*Provided data*
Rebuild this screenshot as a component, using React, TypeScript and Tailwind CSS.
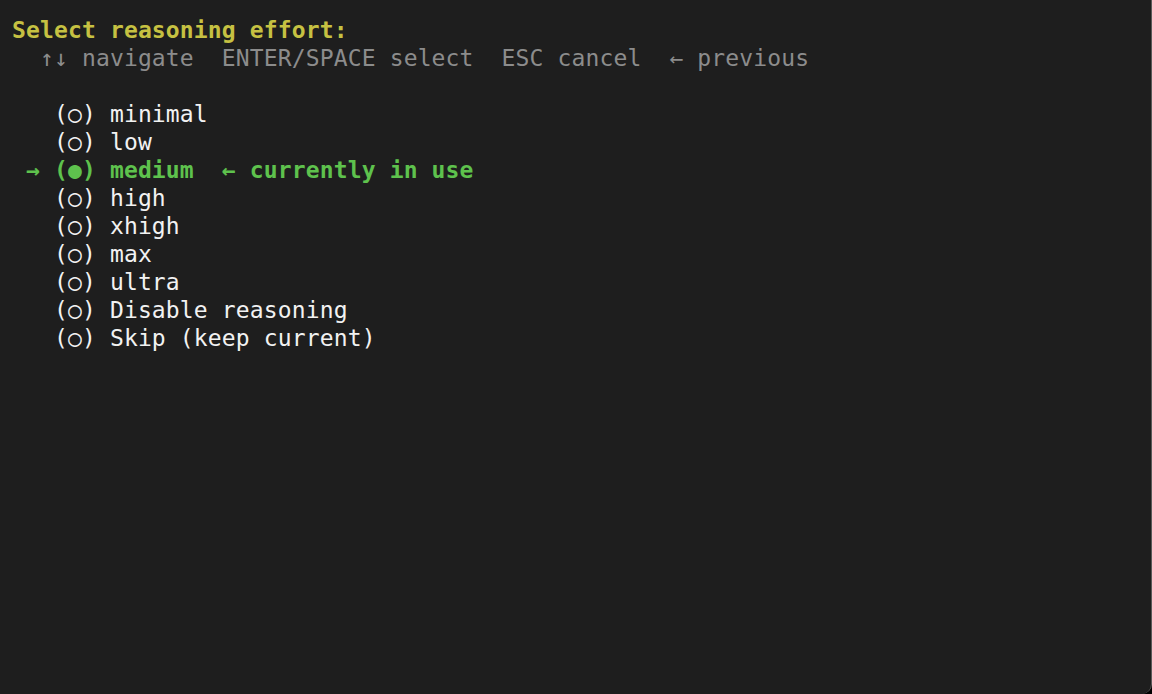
const options = [
  "minimal",
  "low",
  "medium",
  "high",
  "xhigh",
  "max",
  "ultra",
  "Disable reasoning",
  "Skip (keep current)",
];

const current = "medium";

export default function App() {
  return (
    <div className="h-[694px] w-[1152px] bg-black">
      <div className="h-full w-full rounded-br-[10px] border-r border-[#5a5a5a] bg-[#1e1e1e] pl-[12px] pt-[16px] font-['DejaVu_Sans_Mono',monospace] text-[23px] leading-[28px] tracking-[0.14px] whitespace-pre">
        <div className="font-bold text-[#c6c142]">Select reasoning effort:</div>
        <div className="text-[#8c8c8c]">  ↑↓ navigate  ENTER/SPACE select  ESC cancel  ← previous</div>
        <div> </div>
        {options.map((opt) =>
          opt === current ? (
            <div key={opt} className="font-bold text-[#5ec24d]">
              {" → (●) " + opt + "  ← currently in use"}
            </div>
          ) : (
            <div key={opt} className="text-[#f2f2f2]">
              {"   (○) " + opt}
            </div>
          )
        )}
      </div>
    </div>
  );
}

*Exercise details*
Copy out all of the data word for word. Do not carry over any picture.

*Right answer*
Rebuild this screenshot as a component, using React, TypeScript and Tailwind CSS.
const options = [
  "minimal",
  "low",
  "medium",
  "high",
  "xhigh",
  "max",
  "ultra",
  "Disable reasoning",
  "Skip (keep current)",
];

const current = "medium";

export default function App() {
  return (
    <div className="h-[694px] w-[1152px] bg-black">
      <div className="h-full w-full rounded-br-[10px] border-r border-[#5a5a5a] bg-[#1e1e1e] pl-[12px] pt-[16px] font-['DejaVu_Sans_Mono',monospace] text-[23px] leading-[28px] tracking-[0.14px] whitespace-pre">
        <div className="font-bold text-[#c6c142]">Select reasoning effort:</div>
        <div className="text-[#8c8c8c]">  ↑↓ navigate  ENTER/SPACE select  ESC cancel  ← previous</div>
        <div> </div>
        {options.map((opt) =>
          opt === current ? (
            <div key={opt} className="font-bold text-[#5ec24d]">
              {" → (●) " + opt + "  ← currently in use"}
            </div>
          ) : (
            <div key={opt} className="text-[#f2f2f2]">
              {"   (○) " + opt}
            </div>
          )
        )}
      </div>
    </div>
  );
}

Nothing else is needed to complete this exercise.